CORONATION BALANCED PLUS
This forms part of Coronation’s core or flagship range. It has a 19-year history and is managed by Karl Leinberger, who is also chief investment officer, and Duane Cable. It has outperformed its composite benchmark by 2%/year since inception.
The fund would certainly qualify as a house view fund which displays the Coronation DNA. To keep things simple the fund takes its international holdings through sister funds, with a 19% exposure to the Coronation Global Opportunities Equity Fund and 5% to its award-winning Global Emerging Markets Fund plus a further 2% in the African Frontiers Fund. It has an exposure of more than 5% to the UK property market through two JSE-listed businesses, Intu (formerly Capital Shopping Centres) and Capital & Counties, which owns Covent Garden and Earls Court in London. The domestic shares include house favourites such as Naspers, British American Tobacco, Steinhoff, Anglo American and MTN.
Leinberger says the top-down position is complicated as there is a clear dichotomy within the global economy, with the US in recovery mode and expected to start hiking interest rates in September. At the same time Europe is fighting deflation while China slows down and is now cutting interest rates.

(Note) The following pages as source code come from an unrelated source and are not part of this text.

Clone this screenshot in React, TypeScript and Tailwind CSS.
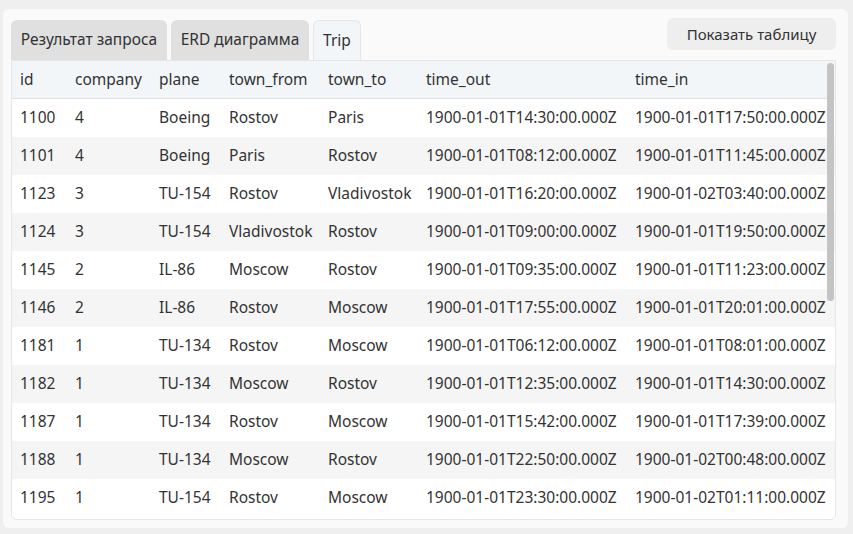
import React from "react";

const rows = [
  ["1100", "4", "Boeing", "Rostov", "Paris", "1900-01-01T14:30:00.000Z", "1900-01-01T17:50:00.000Z"],
  ["1101", "4", "Boeing", "Paris", "Rostov", "1900-01-01T08:12:00.000Z", "1900-01-01T11:45:00.000Z"],
  ["1123", "3", "TU-154", "Rostov", "Vladivostok", "1900-01-01T16:20:00.000Z", "1900-01-02T03:40:00.000Z"],
  ["1124", "3", "TU-154", "Vladivostok", "Rostov", "1900-01-01T09:00:00.000Z", "1900-01-01T19:50:00.000Z"],
  ["1145", "2", "IL-86", "Moscow", "Rostov", "1900-01-01T09:35:00.000Z", "1900-01-01T11:23:00.000Z"],
  ["1146", "2", "IL-86", "Rostov", "Moscow", "1900-01-01T17:55:00.000Z", "1900-01-01T20:01:00.000Z"],
  ["1181", "1", "TU-134", "Rostov", "Moscow", "1900-01-01T06:12:00.000Z", "1900-01-01T08:01:00.000Z"],
  ["1182", "1", "TU-134", "Moscow", "Rostov", "1900-01-01T12:35:00.000Z", "1900-01-01T14:30:00.000Z"],
  ["1187", "1", "TU-134", "Rostov", "Moscow", "1900-01-01T15:42:00.000Z", "1900-01-01T17:39:00.000Z"],
  ["1188", "1", "TU-134", "Moscow", "Rostov", "1900-01-01T22:50:00.000Z", "1900-01-02T00:48:00.000Z"],
  ["1195", "1", "TU-154", "Rostov", "Moscow", "1900-01-01T23:30:00.000Z", "1900-01-02T01:11:00.000Z"],
];

const headers = ["id", "company", "plane", "town_from", "town_to", "time_out", "time_in"];
const widths = ["w-[55px]", "w-[84px]", "w-[70px]", "w-[99px]", "w-[98px]", "w-[209px]", "flex-1"];

export default function App() {
  return (
    <div
      className="w-[853px] h-[534px] bg-[#efefef] pt-[9px] pl-[3px] overflow-hidden text-[#333333]"
      style={{ fontFamily: '"Noto Sans", sans-serif' }}
    >
      <div className="w-[845px] h-[519px] bg-[#fafafa] rounded-[6px] pl-[8px] pr-[12px] pt-[11px]">
        <div className="flex items-end justify-between">
          <div className="flex gap-[4px] items-end">
            <div className="h-[40px] w-[156px] flex items-center justify-center bg-[#e0e0e0] rounded-t-[6px] text-[15.5px] whitespace-nowrap">Результат запроса</div>
            <div className="h-[40px] w-[138px] flex items-center justify-center bg-[#e0e0e0] rounded-t-[6px] text-[15.5px] whitespace-nowrap">ERD диаграмма</div>
            <div className="h-[40px] w-[48px] flex items-center justify-center bg-[#f2f6f9] border border-b-0 border-[#e3e7ea] rounded-t-[6px] text-[15.5px]">Trip</div>
          </div>
          <div className="self-start -mt-[2px] h-[32px] w-[169px] flex items-center justify-center bg-[#eeeeee] rounded-[6px] text-[15px]">
            Показать таблицу
          </div>
        </div>
        <div className="relative h-[460px] border border-[#e6e6e6] rounded-b-[6px] overflow-hidden bg-white">
          <div className="flex h-[38px] items-center bg-[#f2f6f9] border-b border-[#dde1e4] text-[15.5px]">
            {headers.map((h, i) => (
              <div key={h} className={`${widths[i]} pl-[8px]`}>{h}</div>
            ))}
          </div>
          {rows.map((r, ri) => (
            <div
              key={r[0]}
              className={`flex h-[38px] items-center text-[15.5px] ${ri % 2 === 1 ? "bg-[#f5f5f5]" : "bg-white"}`}
            >
              {r.map((c, i) => (
                <div key={i} className={`${widths[i]} pl-[8px] whitespace-nowrap`}>{c}</div>
              ))}
            </div>
          ))}
          <div className="absolute right-[1px] top-[2px] w-[7px] h-[238px] rounded-full bg-[#c4c4c4]" />
        </div>
      </div>
    </div>
  );
}
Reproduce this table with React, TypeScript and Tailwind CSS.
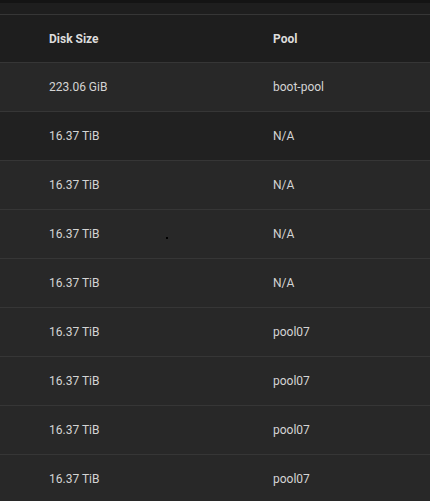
const ROWS = [
  { size: "223.06 GiB", pool: "boot-pool" },
  { size: "16.37 TiB", pool: "N/A", hover: true },
  { size: "16.37 TiB", pool: "N/A" },
  { size: "16.37 TiB", pool: "N/A", dot: true },
  { size: "16.37 TiB", pool: "N/A" },
  { size: "16.37 TiB", pool: "pool07" },
  { size: "16.37 TiB", pool: "pool07" },
  { size: "16.37 TiB", pool: "pool07" },
  { size: "16.37 TiB", pool: "pool07" },
];

export default function App() {
  return (
    <div className="w-[430px] h-[501px] overflow-hidden bg-[#282828] font-['Roboto',sans-serif] text-[12px]">
      <div className="h-[3px] bg-[#141414]" />
      <div className="h-[11px] bg-[#1e1e1e] border-b border-[#363636] box-content" />
      <div className="grid grid-cols-[273px_1fr] h-[47px] items-center bg-[#1e1e1e] border-b border-[#363636] box-content">
        <div className="pl-[49px] font-bold text-[#dcdcdc]">Disk Size</div>
        <div className="font-bold text-[#dcdcdc]">Pool</div>
      </div>
      {ROWS.map((r, i) => (
        <div
          key={i}
          className={
            "relative grid grid-cols-[273px_1fr] h-[48px] items-center border-b border-[#363636] box-content text-[#d4d4d4] " +
            (r.hover ? "bg-[#212121]" : "bg-[#282828]")
          }
        >
          <div className="pl-[49px]">{r.size}</div>
          <div>{r.pool}</div>
          {r.dot && <span className="absolute left-[166px] top-[27px] w-[2px] h-[2px] bg-black" />}
        </div>
      ))}
    </div>
  );
}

Leinberger says that resource shares, after recent declines, present an opportunity to valuation-based investors. But without conviction around the recovery of the Chinese economy he is treating the sector with caution. The fund prefers Anglo American, Mondi, Sasol and Exxaro. It has been hit in the short term by its holdings in platinum shares, though at least these are the low-cost producers, Northam and Impala Platinum.
Cable is not optimistic about the local economy, with slow demand for commodities and the effects of load-shedding. Yet the fund holds food retailers such as Spar, Shoprite and Pick n Pay as well as broad retailers such as Woolworths, Foschini and Clicks.
Leinberger says banks are reasonably priced but the best value in the financial sector can be found in insurers such as MMI and Old Mutual.
He says there is no value in global bonds but domestic bonds are starting to look more attractive. Inflation-linked bonds remain central to the portfolio and corporate bonds are an increasing feature; spreads have widened since the demise of African Bank. He says the fund holds the higher quality property names, which should outperform cash and bonds in the long term.